Aim of the task:
For each line in the data below that holds "this", return a copy.

§

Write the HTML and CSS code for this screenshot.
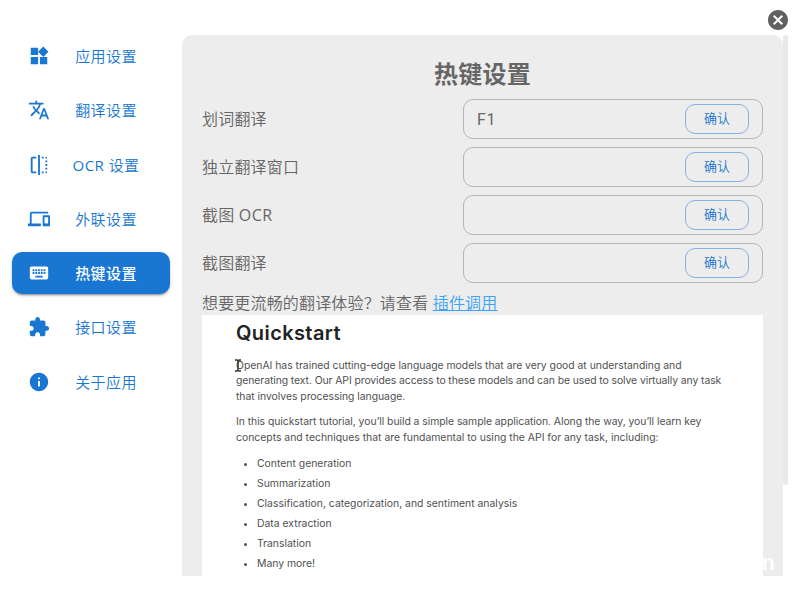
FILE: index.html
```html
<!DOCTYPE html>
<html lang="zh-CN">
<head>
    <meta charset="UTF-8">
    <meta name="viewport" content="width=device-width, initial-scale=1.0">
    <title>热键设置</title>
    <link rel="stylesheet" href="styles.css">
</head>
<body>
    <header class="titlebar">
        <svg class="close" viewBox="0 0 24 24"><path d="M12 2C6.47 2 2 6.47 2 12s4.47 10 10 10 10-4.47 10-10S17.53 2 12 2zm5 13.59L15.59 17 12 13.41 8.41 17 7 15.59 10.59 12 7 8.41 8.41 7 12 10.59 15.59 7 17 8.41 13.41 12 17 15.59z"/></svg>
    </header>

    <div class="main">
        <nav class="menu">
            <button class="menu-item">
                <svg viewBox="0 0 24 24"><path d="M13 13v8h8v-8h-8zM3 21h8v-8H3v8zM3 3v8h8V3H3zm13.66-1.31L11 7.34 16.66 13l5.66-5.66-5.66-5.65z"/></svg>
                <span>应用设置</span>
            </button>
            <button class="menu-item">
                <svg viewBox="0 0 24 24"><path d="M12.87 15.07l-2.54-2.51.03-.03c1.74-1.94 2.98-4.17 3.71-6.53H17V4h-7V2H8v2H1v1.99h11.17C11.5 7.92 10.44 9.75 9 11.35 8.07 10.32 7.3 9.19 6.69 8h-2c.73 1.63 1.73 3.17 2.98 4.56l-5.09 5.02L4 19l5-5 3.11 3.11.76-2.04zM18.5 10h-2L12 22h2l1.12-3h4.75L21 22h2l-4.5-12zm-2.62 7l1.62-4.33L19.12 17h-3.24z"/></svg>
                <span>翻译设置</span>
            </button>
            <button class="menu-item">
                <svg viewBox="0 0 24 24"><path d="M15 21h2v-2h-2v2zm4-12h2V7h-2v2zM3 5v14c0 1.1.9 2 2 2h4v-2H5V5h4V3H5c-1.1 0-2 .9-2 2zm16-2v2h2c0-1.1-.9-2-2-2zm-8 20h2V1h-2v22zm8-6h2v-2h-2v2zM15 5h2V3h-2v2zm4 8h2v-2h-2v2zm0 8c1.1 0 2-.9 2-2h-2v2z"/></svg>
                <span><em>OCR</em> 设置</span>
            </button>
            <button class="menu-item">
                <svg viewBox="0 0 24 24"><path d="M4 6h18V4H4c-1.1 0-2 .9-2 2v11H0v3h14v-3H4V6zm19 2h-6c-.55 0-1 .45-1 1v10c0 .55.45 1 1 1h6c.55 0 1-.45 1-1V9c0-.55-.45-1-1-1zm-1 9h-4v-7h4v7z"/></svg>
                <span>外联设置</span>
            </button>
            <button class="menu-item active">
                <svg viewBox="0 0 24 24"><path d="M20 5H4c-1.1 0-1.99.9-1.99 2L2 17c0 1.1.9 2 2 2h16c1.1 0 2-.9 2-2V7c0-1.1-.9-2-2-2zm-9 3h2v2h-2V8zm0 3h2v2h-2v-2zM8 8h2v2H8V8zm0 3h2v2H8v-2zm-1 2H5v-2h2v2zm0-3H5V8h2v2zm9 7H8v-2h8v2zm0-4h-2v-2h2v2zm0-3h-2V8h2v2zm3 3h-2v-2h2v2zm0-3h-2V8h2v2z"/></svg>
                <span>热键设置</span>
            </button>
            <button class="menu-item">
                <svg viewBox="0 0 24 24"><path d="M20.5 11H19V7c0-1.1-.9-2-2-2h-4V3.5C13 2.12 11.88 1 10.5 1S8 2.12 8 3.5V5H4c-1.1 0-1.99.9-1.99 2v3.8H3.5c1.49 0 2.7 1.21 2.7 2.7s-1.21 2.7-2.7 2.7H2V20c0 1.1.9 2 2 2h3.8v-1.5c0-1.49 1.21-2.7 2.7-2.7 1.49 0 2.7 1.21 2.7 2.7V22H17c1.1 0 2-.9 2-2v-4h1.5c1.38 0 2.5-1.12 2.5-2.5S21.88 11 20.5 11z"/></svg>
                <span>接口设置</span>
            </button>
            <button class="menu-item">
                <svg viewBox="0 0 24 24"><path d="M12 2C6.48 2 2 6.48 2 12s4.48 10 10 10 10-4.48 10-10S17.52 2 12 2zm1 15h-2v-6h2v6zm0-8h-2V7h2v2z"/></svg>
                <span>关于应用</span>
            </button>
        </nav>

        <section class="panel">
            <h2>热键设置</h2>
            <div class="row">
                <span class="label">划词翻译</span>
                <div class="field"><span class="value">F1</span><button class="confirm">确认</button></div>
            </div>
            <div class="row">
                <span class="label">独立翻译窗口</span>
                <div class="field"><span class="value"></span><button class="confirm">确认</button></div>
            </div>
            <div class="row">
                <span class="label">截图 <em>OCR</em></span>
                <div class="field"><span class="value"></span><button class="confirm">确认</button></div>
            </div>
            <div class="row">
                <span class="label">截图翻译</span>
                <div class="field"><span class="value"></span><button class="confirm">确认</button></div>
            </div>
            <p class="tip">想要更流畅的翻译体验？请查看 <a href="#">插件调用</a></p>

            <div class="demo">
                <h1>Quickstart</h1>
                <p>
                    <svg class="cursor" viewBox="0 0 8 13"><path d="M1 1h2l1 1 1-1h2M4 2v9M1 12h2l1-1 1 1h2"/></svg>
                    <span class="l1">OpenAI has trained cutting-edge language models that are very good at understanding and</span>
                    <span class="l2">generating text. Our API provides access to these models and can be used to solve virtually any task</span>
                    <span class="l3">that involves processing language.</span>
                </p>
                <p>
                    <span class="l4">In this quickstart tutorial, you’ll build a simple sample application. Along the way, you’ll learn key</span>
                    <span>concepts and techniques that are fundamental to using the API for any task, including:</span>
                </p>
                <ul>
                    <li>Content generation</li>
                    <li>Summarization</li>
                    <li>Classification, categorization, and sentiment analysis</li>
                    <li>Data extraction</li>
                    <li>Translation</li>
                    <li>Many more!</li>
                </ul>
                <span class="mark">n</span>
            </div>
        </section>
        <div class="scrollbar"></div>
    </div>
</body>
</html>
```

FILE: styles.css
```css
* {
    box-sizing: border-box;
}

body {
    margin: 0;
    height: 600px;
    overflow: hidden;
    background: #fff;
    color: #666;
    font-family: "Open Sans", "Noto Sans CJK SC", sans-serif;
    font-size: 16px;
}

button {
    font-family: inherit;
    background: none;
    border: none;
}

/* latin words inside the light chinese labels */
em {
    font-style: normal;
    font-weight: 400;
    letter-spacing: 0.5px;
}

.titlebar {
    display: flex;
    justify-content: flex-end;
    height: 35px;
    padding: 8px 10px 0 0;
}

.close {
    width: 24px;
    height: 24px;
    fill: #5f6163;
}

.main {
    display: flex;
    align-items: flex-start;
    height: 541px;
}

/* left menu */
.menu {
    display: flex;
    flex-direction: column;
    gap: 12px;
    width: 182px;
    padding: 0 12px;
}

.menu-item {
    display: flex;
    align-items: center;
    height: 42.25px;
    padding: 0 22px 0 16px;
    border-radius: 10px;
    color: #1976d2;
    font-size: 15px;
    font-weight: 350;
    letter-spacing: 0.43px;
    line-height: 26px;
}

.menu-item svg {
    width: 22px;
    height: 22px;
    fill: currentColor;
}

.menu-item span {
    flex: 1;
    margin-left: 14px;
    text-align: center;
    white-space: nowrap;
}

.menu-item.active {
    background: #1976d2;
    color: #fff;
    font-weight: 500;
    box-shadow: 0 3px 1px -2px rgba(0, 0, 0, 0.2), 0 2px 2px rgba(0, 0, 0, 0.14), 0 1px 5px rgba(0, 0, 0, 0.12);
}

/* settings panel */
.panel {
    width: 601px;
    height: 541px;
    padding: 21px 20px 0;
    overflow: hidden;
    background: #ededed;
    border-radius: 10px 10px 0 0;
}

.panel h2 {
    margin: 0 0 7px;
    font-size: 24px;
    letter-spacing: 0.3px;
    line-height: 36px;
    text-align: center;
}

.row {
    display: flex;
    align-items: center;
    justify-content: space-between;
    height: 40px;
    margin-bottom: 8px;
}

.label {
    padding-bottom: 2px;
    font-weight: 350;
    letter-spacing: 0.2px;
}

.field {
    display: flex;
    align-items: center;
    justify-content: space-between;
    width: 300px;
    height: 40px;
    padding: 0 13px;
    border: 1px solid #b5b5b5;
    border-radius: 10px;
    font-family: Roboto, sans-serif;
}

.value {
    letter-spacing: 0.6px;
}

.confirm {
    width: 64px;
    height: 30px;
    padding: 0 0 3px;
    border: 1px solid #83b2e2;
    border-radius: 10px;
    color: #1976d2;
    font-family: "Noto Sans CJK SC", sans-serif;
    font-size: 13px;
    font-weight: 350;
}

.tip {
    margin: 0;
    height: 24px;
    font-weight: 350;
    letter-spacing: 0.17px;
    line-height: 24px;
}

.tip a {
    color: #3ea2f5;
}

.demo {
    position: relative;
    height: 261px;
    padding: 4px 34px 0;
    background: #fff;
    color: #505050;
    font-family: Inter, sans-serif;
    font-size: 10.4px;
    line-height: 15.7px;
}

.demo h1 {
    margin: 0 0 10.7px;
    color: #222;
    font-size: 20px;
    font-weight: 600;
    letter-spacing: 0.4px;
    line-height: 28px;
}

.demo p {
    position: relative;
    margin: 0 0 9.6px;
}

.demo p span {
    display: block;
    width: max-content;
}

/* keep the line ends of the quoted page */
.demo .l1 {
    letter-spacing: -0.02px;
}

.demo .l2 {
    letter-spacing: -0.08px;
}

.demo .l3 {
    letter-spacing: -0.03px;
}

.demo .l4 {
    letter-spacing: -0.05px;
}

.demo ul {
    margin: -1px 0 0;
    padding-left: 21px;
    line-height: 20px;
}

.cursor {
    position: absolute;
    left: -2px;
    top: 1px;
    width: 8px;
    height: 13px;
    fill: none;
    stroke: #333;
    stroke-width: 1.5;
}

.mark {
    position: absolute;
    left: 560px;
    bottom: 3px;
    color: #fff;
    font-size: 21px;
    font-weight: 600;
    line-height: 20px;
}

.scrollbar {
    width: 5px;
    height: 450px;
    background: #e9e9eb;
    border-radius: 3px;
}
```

§

Solved problem:
Write the HTML and CSS code for this screenshot.
                    <span class="l4">In this quickstart tutorial, you’ll build a simple sample application. Along the way, you’ll learn key</span>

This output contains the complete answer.